──────── Data ────────

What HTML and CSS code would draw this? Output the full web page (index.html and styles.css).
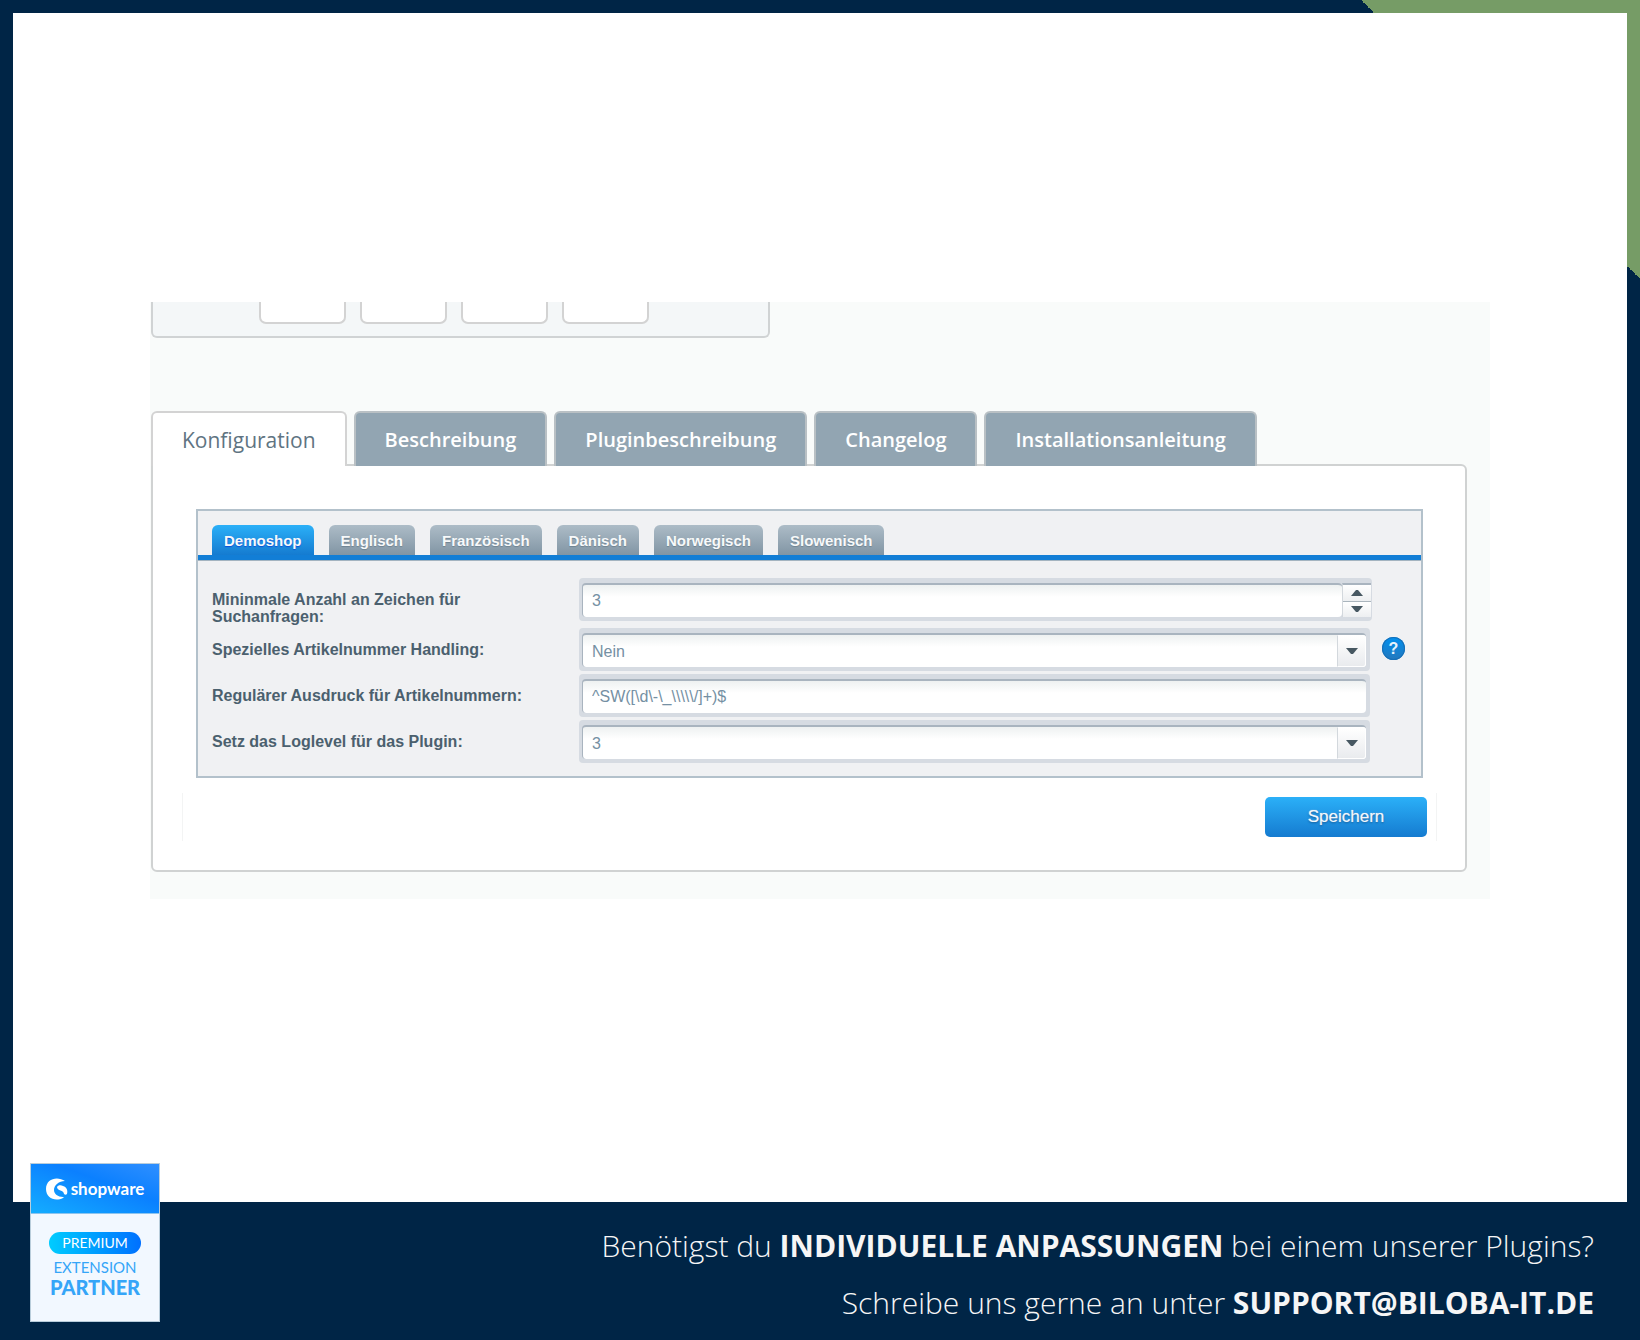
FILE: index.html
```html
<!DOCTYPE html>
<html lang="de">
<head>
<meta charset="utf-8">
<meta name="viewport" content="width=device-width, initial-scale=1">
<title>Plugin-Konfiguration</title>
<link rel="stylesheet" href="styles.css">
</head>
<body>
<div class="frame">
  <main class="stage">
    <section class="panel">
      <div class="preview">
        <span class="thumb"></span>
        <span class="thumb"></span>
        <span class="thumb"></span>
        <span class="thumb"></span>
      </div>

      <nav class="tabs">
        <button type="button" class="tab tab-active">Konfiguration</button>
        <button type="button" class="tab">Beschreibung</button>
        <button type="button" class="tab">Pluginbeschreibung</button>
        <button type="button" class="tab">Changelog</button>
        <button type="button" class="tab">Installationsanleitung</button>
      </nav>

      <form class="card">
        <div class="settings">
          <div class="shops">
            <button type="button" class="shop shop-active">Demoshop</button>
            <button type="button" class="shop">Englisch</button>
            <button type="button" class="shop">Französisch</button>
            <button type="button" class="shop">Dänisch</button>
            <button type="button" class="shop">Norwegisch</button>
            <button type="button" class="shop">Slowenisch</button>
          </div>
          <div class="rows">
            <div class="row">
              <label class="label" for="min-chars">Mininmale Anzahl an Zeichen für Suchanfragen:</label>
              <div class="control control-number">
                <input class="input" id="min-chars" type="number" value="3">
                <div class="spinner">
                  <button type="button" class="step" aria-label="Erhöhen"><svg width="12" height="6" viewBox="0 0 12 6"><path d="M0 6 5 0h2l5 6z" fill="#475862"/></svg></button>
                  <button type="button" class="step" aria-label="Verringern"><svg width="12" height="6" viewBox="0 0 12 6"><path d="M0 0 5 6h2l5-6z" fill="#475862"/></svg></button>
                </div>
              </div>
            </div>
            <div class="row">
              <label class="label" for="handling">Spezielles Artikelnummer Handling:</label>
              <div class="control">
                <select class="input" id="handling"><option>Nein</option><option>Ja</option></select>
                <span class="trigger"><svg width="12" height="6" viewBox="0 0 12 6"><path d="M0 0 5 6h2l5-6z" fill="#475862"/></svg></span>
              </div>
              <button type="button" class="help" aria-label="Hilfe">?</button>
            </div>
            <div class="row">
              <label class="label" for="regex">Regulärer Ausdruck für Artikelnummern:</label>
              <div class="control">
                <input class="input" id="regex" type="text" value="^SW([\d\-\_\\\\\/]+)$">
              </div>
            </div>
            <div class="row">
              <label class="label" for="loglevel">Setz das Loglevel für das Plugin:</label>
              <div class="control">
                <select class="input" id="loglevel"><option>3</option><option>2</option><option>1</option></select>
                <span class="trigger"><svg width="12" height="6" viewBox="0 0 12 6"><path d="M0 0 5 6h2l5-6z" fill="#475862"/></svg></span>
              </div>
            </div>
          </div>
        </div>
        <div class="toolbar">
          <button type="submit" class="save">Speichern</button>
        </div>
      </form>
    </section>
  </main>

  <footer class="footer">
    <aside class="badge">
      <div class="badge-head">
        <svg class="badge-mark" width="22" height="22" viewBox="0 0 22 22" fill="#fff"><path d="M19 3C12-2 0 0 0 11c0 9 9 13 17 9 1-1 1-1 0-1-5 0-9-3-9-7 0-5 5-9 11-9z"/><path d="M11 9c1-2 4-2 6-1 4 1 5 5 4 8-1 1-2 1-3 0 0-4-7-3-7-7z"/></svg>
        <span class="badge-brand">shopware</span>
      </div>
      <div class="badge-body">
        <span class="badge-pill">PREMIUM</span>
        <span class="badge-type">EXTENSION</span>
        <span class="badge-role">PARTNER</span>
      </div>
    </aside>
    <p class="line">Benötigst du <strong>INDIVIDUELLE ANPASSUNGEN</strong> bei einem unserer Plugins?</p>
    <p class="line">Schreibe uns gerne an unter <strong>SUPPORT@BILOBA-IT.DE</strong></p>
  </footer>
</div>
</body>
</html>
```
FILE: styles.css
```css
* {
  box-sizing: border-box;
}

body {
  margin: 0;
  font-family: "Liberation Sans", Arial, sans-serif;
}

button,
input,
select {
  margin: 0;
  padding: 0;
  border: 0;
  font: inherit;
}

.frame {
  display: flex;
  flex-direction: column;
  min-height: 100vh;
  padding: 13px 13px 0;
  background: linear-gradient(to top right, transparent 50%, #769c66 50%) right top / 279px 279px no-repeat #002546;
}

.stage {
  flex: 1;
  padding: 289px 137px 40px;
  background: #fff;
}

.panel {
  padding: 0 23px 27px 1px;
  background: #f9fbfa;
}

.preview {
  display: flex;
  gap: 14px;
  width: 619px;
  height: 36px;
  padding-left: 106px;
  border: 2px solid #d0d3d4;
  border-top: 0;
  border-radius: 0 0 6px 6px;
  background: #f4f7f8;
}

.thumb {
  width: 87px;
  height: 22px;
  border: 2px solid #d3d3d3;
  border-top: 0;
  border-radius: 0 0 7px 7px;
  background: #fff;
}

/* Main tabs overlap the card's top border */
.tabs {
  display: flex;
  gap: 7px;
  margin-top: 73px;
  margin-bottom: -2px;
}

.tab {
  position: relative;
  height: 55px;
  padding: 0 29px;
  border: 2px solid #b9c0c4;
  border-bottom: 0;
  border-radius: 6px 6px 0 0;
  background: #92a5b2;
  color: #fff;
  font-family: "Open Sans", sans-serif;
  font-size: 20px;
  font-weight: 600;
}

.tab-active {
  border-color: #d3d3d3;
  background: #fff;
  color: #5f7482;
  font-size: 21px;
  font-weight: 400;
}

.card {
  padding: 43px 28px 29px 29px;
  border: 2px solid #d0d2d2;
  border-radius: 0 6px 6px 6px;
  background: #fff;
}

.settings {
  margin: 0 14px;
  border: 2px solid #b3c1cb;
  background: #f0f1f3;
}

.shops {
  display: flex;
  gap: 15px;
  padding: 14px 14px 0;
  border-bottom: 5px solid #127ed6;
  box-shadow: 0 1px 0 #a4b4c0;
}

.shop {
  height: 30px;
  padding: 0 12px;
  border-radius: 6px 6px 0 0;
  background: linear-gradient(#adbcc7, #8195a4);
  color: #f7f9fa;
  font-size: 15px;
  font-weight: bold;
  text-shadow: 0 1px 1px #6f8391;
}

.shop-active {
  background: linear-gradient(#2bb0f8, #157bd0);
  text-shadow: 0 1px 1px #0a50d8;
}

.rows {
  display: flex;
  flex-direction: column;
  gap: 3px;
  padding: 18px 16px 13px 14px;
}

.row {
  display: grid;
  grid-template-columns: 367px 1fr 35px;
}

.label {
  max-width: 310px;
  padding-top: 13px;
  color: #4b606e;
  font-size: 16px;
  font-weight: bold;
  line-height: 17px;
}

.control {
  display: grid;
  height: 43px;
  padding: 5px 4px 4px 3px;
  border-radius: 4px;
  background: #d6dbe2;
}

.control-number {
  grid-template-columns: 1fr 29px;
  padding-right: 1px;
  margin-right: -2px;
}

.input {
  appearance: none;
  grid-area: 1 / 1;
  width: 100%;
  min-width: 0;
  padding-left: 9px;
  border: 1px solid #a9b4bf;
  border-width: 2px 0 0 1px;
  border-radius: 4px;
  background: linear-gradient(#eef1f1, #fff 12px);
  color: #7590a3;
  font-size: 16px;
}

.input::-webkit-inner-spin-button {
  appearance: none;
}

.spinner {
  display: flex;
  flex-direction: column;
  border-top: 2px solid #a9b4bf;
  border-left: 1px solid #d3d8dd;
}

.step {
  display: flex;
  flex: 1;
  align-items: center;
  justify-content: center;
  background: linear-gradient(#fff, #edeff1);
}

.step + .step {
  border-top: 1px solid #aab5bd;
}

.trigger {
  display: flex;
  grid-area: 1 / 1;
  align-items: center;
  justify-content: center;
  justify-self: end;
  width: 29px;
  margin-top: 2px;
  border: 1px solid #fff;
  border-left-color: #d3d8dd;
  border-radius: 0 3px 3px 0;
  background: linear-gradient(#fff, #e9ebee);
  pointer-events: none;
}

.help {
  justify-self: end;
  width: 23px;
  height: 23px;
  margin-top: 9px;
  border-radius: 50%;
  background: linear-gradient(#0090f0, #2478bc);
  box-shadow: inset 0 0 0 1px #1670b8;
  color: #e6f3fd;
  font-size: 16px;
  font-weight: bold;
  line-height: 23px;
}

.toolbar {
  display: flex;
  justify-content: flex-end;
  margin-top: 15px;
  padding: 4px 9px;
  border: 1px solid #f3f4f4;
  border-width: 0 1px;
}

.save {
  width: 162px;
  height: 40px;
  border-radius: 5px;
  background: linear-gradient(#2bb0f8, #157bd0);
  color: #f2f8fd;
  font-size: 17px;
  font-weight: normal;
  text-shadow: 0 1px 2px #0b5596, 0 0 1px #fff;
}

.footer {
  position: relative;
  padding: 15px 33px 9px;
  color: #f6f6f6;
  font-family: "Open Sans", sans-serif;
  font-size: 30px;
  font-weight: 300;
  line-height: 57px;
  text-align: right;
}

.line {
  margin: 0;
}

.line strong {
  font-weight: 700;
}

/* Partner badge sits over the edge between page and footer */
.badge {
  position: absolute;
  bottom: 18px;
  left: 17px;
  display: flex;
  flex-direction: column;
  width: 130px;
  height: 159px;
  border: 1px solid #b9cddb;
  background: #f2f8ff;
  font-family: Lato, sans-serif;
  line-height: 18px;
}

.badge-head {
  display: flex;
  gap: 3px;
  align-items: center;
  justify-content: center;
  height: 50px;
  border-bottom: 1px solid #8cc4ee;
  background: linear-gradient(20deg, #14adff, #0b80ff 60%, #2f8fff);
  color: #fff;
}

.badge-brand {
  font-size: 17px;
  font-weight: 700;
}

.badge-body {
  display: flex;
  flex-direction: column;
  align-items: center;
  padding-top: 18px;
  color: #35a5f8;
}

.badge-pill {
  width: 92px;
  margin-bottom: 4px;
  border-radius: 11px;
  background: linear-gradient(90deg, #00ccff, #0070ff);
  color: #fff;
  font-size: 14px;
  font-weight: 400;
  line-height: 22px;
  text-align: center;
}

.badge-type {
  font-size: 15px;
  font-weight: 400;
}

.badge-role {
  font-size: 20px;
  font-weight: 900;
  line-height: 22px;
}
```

────────

**Exercise description**
Take every line above carrying "index" and return it.

**Answer for the task**
What HTML and CSS code would draw this? Output the full web page (index.html and styles.css).
FILE: index.html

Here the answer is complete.